La Présidente is a pretty half –woman, a beauty without legs, a lovely torso carried around by a huge negro. As absurdly comic and tragic, that it may appear, the Presidente too could be based on a real character, the true legless marvel known as Mademoiselle Gabrielle ( 1884 - ? ) exhibited at the Paris Universal Exposition of 1900 as the Half-Woman. Deprived of legs, she had no stumps either, her “torso finished just below the hip gracefully”. Like Cendrars, she was born in Switzerland and it could be that the young chap had heard of her and even saw her on one of his peregrinations. Gabrielle was so charming and beautiful that the public who came to gape at her forgot or accepted her deformity. She was exhibited in freak shows in different circuses, Barnum not the least of them. She even appeared in a vaudeville with the New York’s Hammerstein theater. Gabrielle did not live an unhappy life, she grew wealthy and was married three times! She disappeared in anonymity and it is not known where and when she ended the last part of her life.

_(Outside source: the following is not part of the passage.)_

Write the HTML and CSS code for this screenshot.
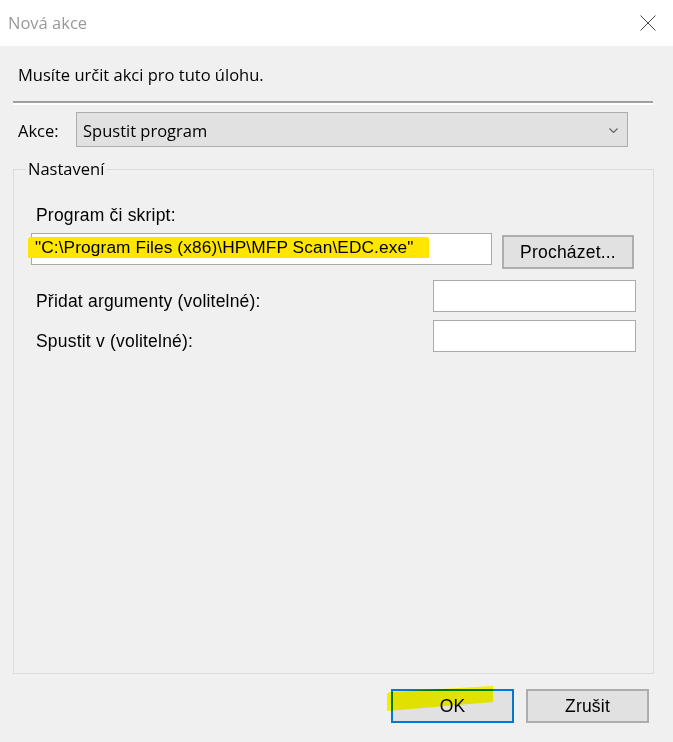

In an earlier review, I observed that Chatwin had the habit, when asked about his literary influences, to mention grand names: Flaubert, Turgenev and even Racine, but he never mentions the writers we feel instinctively he is much more indebted to. Writers like Robert Byron, Frederic Prokosch and …Blaise Cendrars ! In his first novel, In Patagonia, is it not a legless woman who unknowingly attacks his homosexuality?
.
When do freak shows, exhibiting grotesque humans, turn into something we call “good taste”, culturally fit for theaters and movies? This a question Cendrars seems to ask. The writer divides the world between the exhibitionists and the voyeurs, and is interested in the interaction of both.

How much does the nakedness of that octogenarian “folle” contribute to the success of the vaudeville - comedy? Do the people come to see Thérèse in the same way as they would be attracted by the unusual exhibition of the “Hottentot Venus”? It seems so and it is brilliant that Thérèse realizes it and plays her “freak”-card to secure her last job. 

Now, between both women, Thérèse and la Présidente, who already share an outrageous 
sexual appetite and taste, an uterine fury, there is more than just friendship. It is clear that both women have been lovers, but there is more, unconsciously, secretly. I will not spoil it, but the story of both women might be hidden in a sordid legend Legionnaires tell around the campfires in North – Africa. 

Because the story of Thérese turns out to be a soldiers tale, and a crime story too, and a story worthy of the 1001 nights. It is at the same time a comedy and a tragedy, it is true and it is false, it is a story Cendrars lived, it is a story he invented, he is part of the story and he is the narrator and all this turns into a most fantastic and entertaining yarn whose wisdom is summarized in the chapter’s titles: Life is Magic and the street is a theater scene, courtrooms are for comedies, perfect crimes do exist and finally Man has his desires and the arse has no soul…

Life is a freak show and the monsters are aplenty.